To be done:
Work through the data below and give the number of lines holding "components", nothing more.

>> begin Supplied data

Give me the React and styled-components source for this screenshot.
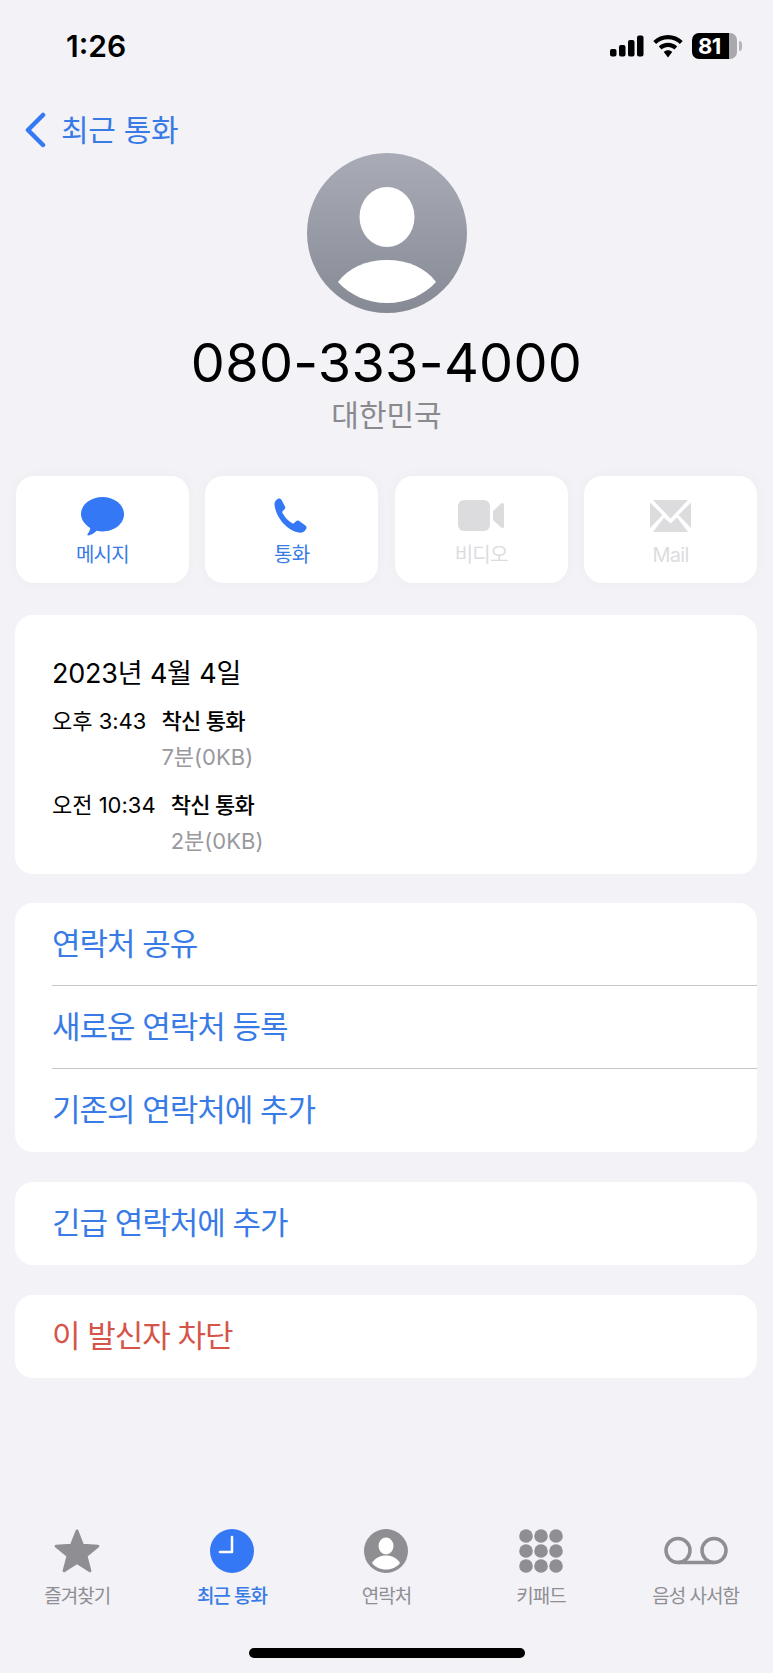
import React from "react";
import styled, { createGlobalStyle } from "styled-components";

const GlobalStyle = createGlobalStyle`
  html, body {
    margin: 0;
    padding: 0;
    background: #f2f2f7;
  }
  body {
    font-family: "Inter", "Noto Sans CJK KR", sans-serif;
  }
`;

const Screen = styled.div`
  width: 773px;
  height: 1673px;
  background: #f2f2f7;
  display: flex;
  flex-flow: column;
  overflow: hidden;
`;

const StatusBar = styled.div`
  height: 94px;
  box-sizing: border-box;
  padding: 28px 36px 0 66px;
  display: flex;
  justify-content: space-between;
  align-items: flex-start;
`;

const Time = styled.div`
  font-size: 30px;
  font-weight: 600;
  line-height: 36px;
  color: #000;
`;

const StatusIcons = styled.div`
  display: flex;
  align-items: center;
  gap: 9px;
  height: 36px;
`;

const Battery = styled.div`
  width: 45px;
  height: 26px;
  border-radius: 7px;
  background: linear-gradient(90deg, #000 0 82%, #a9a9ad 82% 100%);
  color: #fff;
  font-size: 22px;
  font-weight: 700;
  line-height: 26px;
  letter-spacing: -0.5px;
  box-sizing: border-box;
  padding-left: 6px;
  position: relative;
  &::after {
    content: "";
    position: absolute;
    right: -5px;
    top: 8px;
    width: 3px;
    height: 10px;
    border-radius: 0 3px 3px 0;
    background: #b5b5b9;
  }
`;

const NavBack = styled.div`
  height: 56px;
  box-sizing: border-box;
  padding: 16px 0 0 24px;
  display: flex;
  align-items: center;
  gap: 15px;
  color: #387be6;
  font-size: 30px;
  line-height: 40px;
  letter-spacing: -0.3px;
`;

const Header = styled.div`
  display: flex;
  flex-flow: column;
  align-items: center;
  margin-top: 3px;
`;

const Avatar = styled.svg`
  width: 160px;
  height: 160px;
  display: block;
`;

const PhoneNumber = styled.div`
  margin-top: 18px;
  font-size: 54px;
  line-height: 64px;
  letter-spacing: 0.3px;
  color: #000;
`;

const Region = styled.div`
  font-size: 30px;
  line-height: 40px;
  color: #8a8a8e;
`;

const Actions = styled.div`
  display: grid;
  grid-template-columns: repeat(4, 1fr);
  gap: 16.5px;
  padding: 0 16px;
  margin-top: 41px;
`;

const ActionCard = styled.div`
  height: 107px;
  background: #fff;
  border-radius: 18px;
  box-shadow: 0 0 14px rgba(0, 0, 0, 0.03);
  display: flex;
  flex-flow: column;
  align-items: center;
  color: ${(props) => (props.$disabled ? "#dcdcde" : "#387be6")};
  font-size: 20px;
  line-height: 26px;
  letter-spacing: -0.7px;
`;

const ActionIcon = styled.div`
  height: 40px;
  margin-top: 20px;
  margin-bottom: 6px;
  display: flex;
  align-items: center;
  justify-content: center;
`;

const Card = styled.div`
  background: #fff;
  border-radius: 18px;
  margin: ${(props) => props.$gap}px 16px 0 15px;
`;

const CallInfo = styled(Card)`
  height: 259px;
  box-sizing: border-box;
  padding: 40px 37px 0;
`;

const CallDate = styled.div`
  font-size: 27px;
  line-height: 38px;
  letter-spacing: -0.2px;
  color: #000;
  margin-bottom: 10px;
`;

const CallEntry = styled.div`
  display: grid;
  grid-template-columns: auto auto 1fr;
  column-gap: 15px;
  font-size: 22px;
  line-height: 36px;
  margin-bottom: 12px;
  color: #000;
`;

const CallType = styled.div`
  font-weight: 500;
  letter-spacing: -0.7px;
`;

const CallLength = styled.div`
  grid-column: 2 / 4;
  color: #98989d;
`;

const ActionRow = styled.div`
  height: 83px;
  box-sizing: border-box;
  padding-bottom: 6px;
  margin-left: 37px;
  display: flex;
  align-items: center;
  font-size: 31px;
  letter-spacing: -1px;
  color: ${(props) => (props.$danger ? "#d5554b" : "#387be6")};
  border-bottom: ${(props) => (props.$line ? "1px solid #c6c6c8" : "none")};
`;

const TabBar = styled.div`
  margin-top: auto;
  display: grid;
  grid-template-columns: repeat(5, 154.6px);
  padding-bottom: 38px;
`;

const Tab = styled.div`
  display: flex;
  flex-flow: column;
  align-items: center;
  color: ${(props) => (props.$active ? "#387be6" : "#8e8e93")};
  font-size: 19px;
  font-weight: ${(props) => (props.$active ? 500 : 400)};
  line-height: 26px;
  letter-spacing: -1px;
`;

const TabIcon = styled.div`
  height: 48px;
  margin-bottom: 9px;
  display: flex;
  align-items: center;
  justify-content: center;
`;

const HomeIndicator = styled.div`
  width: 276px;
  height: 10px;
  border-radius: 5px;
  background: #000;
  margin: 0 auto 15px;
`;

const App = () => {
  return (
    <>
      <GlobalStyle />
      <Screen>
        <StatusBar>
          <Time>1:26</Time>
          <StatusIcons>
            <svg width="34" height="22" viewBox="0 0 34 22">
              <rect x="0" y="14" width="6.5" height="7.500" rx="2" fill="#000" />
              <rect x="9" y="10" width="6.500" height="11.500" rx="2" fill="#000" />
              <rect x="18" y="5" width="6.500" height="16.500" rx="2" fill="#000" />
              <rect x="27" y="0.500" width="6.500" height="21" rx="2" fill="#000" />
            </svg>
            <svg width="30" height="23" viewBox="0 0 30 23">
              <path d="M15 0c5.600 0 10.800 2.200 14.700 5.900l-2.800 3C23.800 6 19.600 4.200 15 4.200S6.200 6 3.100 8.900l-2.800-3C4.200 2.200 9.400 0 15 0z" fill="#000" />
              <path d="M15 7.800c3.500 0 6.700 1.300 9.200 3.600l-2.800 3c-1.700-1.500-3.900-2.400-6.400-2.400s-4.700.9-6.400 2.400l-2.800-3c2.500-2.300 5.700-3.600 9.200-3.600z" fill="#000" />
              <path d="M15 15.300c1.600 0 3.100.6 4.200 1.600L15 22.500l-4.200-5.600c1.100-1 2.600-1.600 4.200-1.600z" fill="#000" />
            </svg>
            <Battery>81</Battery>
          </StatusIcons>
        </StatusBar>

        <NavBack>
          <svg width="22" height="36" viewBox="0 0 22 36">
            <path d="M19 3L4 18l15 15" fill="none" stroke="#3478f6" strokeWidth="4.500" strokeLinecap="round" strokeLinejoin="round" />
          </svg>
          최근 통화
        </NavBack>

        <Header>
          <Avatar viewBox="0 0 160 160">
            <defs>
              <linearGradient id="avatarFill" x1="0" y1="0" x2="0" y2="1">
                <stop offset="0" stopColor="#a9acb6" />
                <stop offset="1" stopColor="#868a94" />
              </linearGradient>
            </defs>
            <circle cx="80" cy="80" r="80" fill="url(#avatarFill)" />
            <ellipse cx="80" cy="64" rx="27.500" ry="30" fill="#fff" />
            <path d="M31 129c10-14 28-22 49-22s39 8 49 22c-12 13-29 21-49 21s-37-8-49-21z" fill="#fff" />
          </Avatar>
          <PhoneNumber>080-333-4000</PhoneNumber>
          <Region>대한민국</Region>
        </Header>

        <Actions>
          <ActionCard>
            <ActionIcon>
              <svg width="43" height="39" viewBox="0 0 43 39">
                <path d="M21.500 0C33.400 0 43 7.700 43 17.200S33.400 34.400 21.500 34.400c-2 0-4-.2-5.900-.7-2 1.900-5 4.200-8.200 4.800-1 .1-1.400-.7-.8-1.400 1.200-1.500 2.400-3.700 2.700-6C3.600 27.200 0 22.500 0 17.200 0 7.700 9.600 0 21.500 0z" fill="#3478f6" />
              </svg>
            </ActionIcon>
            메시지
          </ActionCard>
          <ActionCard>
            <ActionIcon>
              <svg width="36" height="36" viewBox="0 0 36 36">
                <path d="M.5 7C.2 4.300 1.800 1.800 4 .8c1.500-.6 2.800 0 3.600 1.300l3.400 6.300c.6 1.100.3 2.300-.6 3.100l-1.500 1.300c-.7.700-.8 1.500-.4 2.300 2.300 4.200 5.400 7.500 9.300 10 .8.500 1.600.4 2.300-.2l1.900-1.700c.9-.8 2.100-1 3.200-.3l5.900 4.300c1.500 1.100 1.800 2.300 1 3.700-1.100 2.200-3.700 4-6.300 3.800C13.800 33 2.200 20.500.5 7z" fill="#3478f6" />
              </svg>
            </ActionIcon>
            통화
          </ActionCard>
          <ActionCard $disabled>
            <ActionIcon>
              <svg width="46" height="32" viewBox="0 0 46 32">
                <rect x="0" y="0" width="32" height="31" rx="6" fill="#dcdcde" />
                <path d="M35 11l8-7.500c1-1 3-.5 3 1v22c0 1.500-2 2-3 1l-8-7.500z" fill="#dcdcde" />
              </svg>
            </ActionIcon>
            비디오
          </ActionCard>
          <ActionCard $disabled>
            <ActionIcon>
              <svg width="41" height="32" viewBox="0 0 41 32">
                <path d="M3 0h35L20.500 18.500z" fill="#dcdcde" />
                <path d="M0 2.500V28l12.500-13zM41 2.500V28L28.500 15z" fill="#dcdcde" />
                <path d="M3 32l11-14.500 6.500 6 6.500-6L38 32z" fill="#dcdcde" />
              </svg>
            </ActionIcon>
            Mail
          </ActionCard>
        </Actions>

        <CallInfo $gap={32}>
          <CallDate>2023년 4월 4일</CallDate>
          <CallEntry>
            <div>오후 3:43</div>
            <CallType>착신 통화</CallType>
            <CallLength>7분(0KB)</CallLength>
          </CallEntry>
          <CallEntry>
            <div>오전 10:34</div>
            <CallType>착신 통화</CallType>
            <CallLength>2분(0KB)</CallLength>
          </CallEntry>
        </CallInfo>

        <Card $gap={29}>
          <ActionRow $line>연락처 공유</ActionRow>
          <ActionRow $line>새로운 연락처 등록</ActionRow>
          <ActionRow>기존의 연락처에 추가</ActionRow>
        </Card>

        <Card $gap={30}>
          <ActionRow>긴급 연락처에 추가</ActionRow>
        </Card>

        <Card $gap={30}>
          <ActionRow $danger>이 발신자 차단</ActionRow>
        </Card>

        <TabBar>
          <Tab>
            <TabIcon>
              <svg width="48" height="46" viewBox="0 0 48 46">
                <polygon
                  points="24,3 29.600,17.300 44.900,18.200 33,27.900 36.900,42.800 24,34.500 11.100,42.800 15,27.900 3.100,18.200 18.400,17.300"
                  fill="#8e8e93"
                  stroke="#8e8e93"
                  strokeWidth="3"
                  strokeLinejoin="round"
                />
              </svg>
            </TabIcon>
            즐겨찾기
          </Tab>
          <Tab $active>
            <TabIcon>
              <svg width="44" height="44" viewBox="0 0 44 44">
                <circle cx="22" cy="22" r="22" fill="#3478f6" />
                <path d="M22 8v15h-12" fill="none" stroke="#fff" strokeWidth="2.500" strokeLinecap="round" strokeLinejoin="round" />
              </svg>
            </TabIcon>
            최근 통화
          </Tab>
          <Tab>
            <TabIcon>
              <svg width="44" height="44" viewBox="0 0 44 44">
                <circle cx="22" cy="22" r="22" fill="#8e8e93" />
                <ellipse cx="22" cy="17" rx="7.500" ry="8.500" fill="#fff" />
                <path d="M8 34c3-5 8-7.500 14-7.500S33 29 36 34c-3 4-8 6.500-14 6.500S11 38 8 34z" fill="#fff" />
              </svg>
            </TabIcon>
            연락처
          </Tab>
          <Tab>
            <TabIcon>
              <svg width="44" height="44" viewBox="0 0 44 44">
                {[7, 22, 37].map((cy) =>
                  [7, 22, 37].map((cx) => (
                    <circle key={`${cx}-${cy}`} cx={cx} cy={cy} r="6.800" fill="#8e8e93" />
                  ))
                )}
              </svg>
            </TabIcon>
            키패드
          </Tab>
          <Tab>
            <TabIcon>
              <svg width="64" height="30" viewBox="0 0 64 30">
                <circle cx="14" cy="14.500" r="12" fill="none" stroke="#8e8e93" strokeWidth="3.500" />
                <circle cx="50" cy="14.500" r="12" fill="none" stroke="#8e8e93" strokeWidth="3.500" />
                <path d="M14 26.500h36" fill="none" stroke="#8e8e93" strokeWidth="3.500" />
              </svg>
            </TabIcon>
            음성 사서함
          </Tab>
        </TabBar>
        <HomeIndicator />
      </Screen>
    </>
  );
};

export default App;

>> end Supplied data
>> begin Supplied data

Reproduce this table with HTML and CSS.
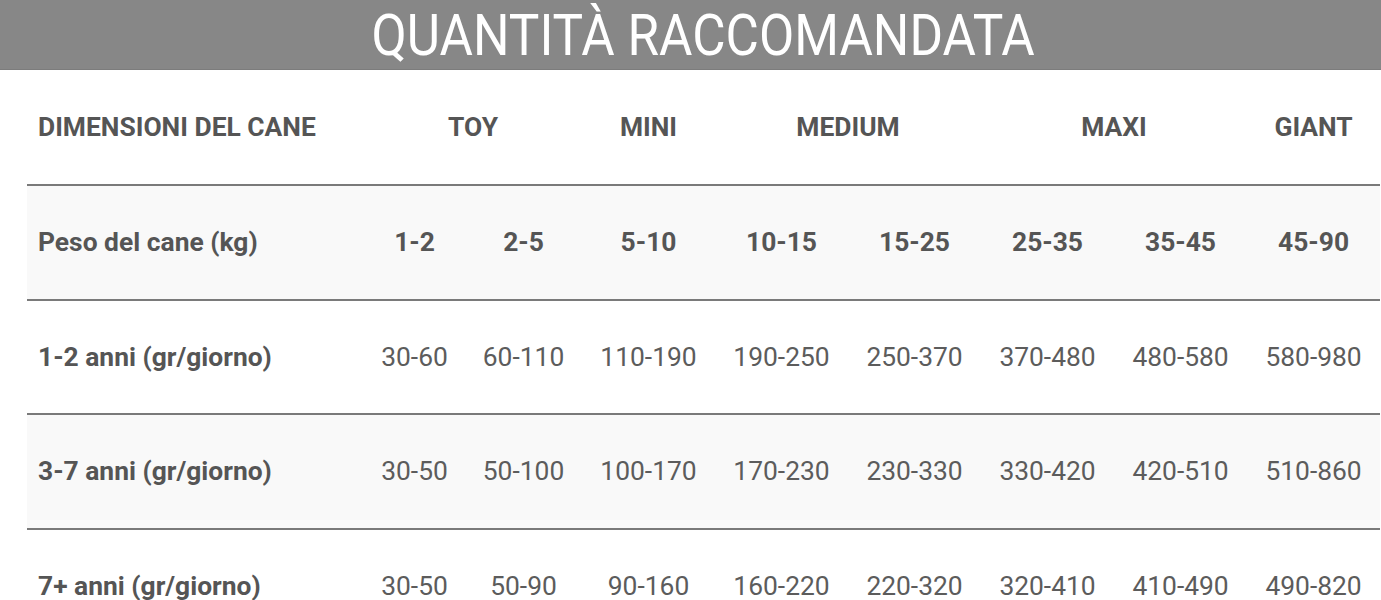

>> end Supplied data

Solved problem:
2